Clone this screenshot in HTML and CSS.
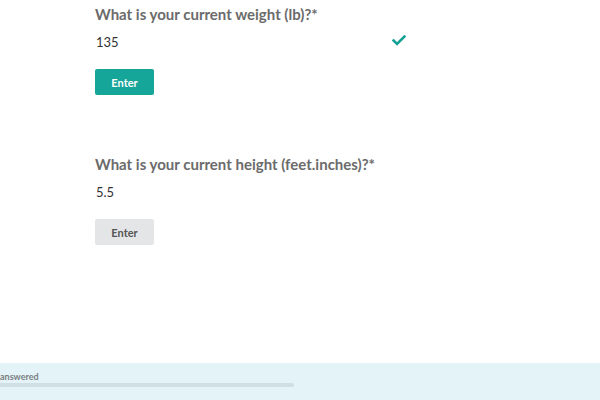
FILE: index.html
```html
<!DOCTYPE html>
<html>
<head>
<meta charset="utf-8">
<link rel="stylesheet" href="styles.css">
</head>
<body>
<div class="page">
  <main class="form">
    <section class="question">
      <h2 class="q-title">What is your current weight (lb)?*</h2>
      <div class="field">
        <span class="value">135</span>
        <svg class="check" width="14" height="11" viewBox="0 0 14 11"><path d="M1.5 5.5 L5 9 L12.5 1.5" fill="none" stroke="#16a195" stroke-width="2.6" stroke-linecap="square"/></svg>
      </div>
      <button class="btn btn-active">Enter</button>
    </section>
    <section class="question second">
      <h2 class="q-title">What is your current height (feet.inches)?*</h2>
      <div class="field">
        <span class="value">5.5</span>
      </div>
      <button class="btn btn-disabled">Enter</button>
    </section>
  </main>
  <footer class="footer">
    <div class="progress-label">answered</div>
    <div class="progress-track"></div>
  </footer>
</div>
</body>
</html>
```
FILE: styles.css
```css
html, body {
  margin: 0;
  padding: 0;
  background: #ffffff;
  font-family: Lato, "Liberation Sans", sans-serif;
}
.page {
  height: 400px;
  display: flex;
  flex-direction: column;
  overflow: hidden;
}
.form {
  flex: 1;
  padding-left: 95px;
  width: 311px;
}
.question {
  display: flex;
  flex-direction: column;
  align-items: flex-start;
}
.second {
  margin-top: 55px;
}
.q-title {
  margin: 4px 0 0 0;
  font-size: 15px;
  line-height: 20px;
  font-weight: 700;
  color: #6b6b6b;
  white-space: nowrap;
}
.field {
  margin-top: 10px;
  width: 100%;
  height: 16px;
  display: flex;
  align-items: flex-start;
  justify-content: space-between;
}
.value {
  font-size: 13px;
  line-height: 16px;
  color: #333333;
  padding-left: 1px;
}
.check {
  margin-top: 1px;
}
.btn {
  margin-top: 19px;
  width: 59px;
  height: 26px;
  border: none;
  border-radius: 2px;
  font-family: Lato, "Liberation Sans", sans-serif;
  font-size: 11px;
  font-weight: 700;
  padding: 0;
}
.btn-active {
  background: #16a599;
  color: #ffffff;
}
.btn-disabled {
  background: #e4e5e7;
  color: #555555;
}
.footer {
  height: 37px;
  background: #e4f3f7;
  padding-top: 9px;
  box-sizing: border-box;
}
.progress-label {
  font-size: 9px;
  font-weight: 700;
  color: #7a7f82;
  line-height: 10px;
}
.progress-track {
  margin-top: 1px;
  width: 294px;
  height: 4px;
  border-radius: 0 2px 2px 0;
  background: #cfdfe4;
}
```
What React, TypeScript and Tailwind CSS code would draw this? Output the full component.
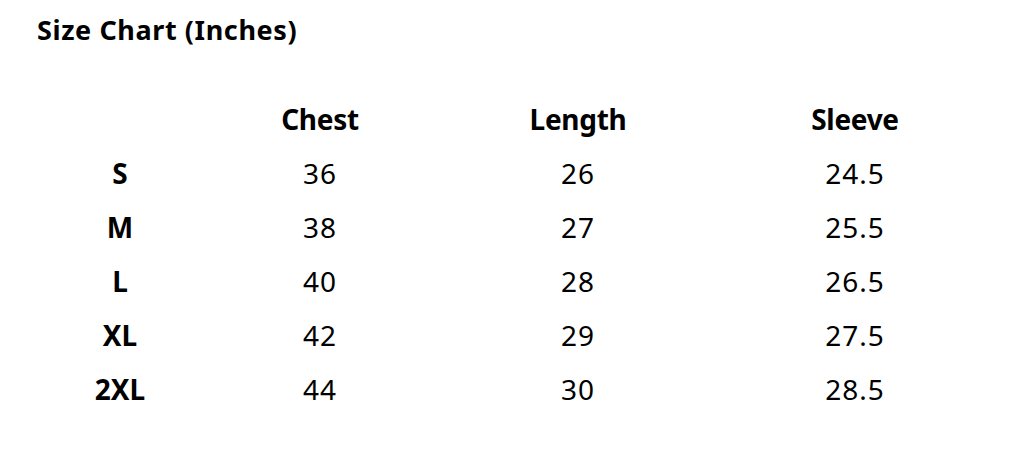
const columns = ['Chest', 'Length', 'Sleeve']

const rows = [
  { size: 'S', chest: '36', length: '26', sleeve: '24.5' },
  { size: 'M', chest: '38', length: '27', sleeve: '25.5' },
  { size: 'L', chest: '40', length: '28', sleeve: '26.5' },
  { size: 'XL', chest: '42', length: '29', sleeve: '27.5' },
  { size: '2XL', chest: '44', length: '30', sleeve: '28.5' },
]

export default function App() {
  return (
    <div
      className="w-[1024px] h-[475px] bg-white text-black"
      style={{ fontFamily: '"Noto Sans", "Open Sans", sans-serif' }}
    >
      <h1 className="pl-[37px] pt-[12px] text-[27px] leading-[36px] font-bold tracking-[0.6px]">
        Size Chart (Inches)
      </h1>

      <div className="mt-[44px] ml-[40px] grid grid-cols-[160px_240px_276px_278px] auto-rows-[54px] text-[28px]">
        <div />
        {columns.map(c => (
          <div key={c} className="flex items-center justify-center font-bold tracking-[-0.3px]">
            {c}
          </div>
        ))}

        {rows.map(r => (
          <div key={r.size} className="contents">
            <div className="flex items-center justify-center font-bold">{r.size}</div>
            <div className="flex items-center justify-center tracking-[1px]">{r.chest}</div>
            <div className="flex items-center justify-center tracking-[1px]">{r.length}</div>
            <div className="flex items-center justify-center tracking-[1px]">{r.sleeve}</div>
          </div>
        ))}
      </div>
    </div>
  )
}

-----

▶ **Your instructions**: Print out the lines exactly, skipping any picture.

▶ **Response for this exercise**:
Clone this screenshot in HTML and CSS.
FILE: index.html
```html
<!DOCTYPE html>
<html>
<head>
<meta charset="utf-8">
<link rel="stylesheet" href="styles.css">
</head>
<body>
<div class="page">
  <main class="form">
    <section class="question">
      <h2 class="q-title">What is your current weight (lb)?*</h2>
      <div class="field">
        <span class="value">135</span>
        <svg class="check" width="14" height="11" viewBox="0 0 14 11"><path d="M1.5 5.5 L5 9 L12.5 1.5" fill="none" stroke="#16a195" stroke-width="2.6" stroke-linecap="square"/></svg>
      </div>
      <button class="btn btn-active">Enter</button>
    </section>
    <section class="question second">
      <h2 class="q-title">What is your current height (feet.inches)?*</h2>
      <div class="field">
        <span class="value">5.5</span>
      </div>
      <button class="btn btn-disabled">Enter</button>
    </section>
  </main>
  <footer class="footer">
    <div class="progress-label">answered</div>
    <div class="progress-track"></div>
  </footer>
</div>
</body>
</html>
```
FILE: styles.css
```css
html, body {
  margin: 0;
  padding: 0;
  background: #ffffff;
  font-family: Lato, "Liberation Sans", sans-serif;
}
.page {
  height: 400px;
  display: flex;
  flex-direction: column;
  overflow: hidden;
}
.form {
  flex: 1;
  padding-left: 95px;
  width: 311px;
}
.question {
  display: flex;
  flex-direction: column;
  align-items: flex-start;
}
.second {
  margin-top: 55px;
}
.q-title {
  margin: 4px 0 0 0;
  font-size: 15px;
  line-height: 20px;
  font-weight: 700;
  color: #6b6b6b;
  white-space: nowrap;
}
.field {
  margin-top: 10px;
  width: 100%;
  height: 16px;
  display: flex;
  align-items: flex-start;
  justify-content: space-between;
}
.value {
  font-size: 13px;
  line-height: 16px;
  color: #333333;
  padding-left: 1px;
}
.check {
  margin-top: 1px;
}
.btn {
  margin-top: 19px;
  width: 59px;
  height: 26px;
  border: none;
  border-radius: 2px;
  font-family: Lato, "Liberation Sans", sans-serif;
  font-size: 11px;
  font-weight: 700;
  padding: 0;
}
.btn-active {
  background: #16a599;
  color: #ffffff;
}
.btn-disabled {
  background: #e4e5e7;
  color: #555555;
}
.footer {
  height: 37px;
  background: #e4f3f7;
  padding-top: 9px;
  box-sizing: border-box;
}
.progress-label {
  font-size: 9px;
  font-weight: 700;
  color: #7a7f82;
  line-height: 10px;
}
.progress-track {
  margin-top: 1px;
  width: 294px;
  height: 4px;
  border-radius: 0 2px 2px 0;
  background: #cfdfe4;
}
```
What React, TypeScript and Tailwind CSS code would draw this? Output the full component.
const columns = ['Chest', 'Length', 'Sleeve']

const rows = [
  { size: 'S', chest: '36', length: '26', sleeve: '24.5' },
  { size: 'M', chest: '38', length: '27', sleeve: '25.5' },
  { size: 'L', chest: '40', length: '28', sleeve: '26.5' },
  { size: 'XL', chest: '42', length: '29', sleeve: '27.5' },
  { size: '2XL', chest: '44', length: '30', sleeve: '28.5' },
]

export default function App() {
  return (
    <div
      className="w-[1024px] h-[475px] bg-white text-black"
      style={{ fontFamily: '"Noto Sans", "Open Sans", sans-serif' }}
    >
      <h1 className="pl-[37px] pt-[12px] text-[27px] leading-[36px] font-bold tracking-[0.6px]">
        Size Chart (Inches)
      </h1>

      <div className="mt-[44px] ml-[40px] grid grid-cols-[160px_240px_276px_278px] auto-rows-[54px] text-[28px]">
        <div />
        {columns.map(c => (
          <div key={c} className="flex items-center justify-center font-bold tracking-[-0.3px]">
            {c}
          </div>
        ))}

        {rows.map(r => (
          <div key={r.size} className="contents">
            <div className="flex items-center justify-center font-bold">{r.size}</div>
            <div className="flex items-center justify-center tracking-[1px]">{r.chest}</div>
            <div className="flex items-center justify-center tracking-[1px]">{r.length}</div>
            <div className="flex items-center justify-center tracking-[1px]">{r.sleeve}</div>
          </div>
        ))}
      </div>
    </div>
  )
}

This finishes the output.